[Entries with page source code]

+ + + +

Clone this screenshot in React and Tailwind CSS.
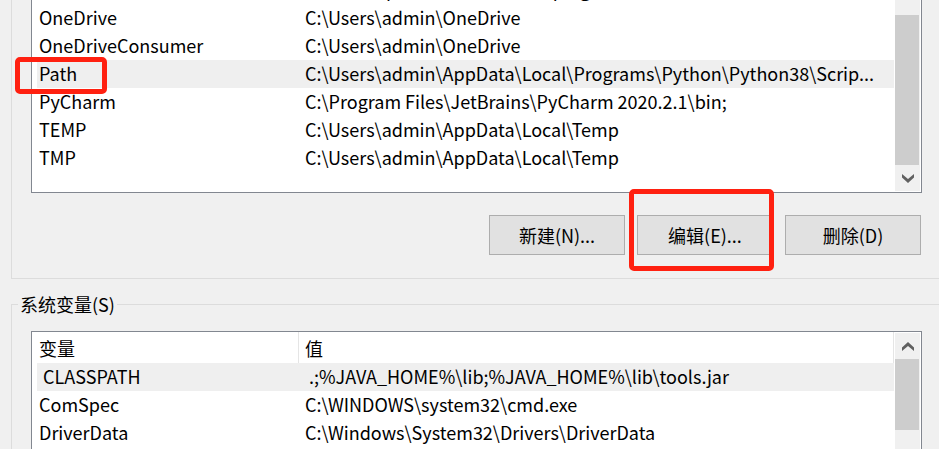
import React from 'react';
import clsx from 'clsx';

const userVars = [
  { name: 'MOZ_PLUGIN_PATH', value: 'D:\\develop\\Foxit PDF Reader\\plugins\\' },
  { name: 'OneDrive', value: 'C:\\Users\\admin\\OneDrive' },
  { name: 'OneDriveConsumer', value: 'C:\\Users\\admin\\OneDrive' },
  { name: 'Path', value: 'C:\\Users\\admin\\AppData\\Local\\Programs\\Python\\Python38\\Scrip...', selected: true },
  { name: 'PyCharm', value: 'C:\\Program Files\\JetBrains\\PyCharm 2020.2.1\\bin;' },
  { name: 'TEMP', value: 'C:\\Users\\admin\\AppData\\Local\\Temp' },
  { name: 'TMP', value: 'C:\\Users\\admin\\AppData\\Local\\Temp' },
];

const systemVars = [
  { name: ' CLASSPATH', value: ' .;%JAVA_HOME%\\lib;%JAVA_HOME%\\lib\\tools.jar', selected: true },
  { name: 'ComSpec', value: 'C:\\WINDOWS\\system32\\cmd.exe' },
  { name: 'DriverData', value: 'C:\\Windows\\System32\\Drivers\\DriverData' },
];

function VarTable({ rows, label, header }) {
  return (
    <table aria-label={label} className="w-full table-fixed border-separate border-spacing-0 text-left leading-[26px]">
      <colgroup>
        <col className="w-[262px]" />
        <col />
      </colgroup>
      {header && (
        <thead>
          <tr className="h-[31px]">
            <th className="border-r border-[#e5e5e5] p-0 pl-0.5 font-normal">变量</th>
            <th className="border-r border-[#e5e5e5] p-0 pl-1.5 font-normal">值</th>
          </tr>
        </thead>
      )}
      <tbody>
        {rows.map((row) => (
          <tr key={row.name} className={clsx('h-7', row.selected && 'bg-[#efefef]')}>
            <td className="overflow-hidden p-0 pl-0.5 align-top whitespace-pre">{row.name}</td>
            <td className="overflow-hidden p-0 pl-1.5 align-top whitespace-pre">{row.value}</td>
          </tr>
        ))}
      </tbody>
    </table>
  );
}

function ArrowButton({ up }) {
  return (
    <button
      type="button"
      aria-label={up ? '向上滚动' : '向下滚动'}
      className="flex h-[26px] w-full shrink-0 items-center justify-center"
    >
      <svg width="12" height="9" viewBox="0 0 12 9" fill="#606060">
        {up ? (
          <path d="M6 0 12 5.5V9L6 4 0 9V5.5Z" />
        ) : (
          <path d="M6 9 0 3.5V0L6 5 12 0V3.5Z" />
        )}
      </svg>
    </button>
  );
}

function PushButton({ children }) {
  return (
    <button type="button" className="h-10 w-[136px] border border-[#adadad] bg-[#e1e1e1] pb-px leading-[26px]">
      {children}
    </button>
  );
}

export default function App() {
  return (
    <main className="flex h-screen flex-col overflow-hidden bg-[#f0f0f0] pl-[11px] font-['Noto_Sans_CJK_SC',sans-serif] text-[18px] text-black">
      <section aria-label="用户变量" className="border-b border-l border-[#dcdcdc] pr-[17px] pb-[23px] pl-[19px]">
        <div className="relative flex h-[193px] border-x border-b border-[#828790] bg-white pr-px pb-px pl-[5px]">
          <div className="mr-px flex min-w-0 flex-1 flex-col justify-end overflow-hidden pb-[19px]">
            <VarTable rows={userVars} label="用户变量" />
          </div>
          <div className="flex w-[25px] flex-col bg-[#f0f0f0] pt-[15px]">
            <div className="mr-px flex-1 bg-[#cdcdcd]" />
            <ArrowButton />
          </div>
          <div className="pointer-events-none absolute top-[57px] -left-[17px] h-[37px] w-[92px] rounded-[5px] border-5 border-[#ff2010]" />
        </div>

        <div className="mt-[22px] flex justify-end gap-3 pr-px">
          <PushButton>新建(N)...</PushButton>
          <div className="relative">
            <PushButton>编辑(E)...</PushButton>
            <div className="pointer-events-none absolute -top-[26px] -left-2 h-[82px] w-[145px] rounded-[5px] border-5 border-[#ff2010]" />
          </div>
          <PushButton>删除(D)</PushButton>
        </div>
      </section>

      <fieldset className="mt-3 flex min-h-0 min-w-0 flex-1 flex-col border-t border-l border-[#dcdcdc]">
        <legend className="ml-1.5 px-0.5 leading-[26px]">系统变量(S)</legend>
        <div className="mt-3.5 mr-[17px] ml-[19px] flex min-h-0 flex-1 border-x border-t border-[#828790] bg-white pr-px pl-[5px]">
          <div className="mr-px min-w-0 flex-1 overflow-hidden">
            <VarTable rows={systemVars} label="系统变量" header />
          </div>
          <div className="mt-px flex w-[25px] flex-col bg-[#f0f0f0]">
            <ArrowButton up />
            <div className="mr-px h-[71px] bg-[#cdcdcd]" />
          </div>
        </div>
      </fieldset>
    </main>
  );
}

+ + + +

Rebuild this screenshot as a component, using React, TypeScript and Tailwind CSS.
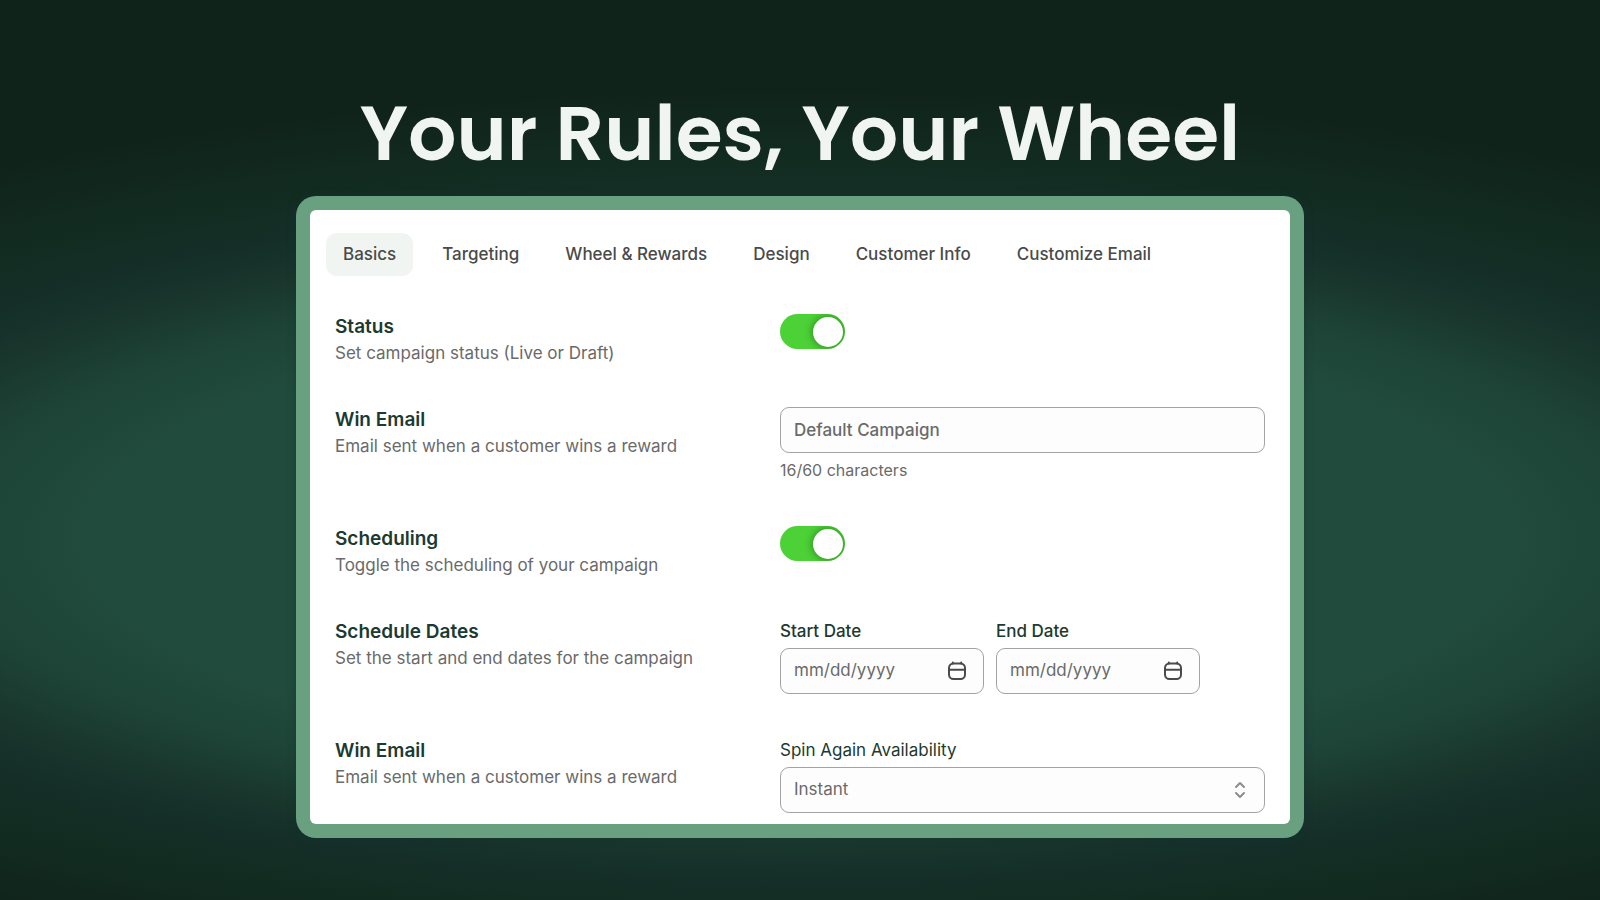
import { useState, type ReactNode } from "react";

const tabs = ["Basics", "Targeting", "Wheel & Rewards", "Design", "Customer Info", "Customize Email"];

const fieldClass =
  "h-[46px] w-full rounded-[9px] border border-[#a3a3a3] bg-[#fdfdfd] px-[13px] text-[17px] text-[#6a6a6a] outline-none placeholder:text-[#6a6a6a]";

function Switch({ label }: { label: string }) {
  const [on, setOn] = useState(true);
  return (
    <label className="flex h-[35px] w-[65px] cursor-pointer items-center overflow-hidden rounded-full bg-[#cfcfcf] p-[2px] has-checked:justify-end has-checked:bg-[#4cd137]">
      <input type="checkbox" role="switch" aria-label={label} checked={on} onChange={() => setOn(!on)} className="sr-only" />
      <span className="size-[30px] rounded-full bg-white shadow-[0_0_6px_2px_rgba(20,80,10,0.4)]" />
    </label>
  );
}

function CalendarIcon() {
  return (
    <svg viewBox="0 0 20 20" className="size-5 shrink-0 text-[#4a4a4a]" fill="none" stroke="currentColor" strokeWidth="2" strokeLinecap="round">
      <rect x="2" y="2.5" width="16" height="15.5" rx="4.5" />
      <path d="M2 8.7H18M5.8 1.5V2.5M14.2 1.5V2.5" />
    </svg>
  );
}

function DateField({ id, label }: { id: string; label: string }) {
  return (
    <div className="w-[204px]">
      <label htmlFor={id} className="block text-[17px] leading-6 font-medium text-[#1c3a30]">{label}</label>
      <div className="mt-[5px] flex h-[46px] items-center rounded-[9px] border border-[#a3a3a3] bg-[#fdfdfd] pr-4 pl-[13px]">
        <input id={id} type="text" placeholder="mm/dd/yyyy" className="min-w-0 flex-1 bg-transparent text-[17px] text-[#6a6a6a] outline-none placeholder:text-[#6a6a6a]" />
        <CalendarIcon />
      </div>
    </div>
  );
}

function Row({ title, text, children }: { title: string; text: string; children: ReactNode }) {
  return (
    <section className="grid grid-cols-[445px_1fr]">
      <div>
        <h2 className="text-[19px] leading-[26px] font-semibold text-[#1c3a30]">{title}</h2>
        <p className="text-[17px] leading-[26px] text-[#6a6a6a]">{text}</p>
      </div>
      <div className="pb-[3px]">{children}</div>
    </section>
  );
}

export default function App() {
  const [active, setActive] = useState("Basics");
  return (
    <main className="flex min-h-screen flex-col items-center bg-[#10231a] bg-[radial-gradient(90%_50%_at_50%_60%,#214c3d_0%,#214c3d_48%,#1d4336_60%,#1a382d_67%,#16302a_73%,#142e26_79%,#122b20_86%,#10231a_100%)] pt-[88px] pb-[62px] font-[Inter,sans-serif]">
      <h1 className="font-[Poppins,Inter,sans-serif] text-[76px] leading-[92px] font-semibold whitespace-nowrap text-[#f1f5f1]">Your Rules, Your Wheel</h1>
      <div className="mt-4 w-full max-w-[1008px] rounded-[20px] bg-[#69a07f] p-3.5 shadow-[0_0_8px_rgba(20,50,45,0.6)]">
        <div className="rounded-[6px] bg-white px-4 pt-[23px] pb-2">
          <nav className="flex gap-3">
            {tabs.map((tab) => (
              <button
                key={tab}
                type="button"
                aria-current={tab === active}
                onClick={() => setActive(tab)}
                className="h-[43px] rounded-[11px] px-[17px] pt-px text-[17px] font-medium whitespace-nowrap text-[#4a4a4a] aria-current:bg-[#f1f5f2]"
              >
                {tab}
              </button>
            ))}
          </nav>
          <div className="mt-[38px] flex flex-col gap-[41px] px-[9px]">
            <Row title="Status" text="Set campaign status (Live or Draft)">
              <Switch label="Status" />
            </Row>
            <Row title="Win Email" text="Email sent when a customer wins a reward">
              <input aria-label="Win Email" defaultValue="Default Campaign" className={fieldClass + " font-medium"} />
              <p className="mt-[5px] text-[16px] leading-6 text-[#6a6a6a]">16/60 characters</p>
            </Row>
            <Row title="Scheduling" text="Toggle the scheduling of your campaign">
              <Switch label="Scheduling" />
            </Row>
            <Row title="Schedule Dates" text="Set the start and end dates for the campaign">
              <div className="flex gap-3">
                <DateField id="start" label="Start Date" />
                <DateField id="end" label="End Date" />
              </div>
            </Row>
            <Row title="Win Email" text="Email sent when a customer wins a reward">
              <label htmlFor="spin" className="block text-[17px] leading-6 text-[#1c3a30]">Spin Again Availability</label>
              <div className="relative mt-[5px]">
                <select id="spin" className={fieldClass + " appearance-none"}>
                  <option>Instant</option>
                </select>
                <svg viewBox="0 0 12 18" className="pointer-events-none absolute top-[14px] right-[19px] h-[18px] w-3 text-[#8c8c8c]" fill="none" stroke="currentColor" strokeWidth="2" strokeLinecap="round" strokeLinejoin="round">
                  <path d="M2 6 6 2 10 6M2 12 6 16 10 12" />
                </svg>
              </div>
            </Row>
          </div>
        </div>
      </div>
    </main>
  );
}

+ + + +

> _WHAT IS BEING ASKED_
Copy nothing but the lines above that run from the one with "Rebuild this screenshot" to the one with "w-full rounded-[9px] border", ends included; pictures stay out.

> _THE OUTPUT_
Rebuild this screenshot as a component, using React, TypeScript and Tailwind CSS.
import { useState, type ReactNode } from "react";

const tabs = ["Basics", "Targeting", "Wheel & Rewards", "Design", "Customer Info", "Customize Email"];

const fieldClass =
  "h-[46px] w-full rounded-[9px] border border-[#a3a3a3] bg-[#fdfdfd] px-[13px] text-[17px] text-[#6a6a6a] outline-none placeholder:text-[#6a6a6a]";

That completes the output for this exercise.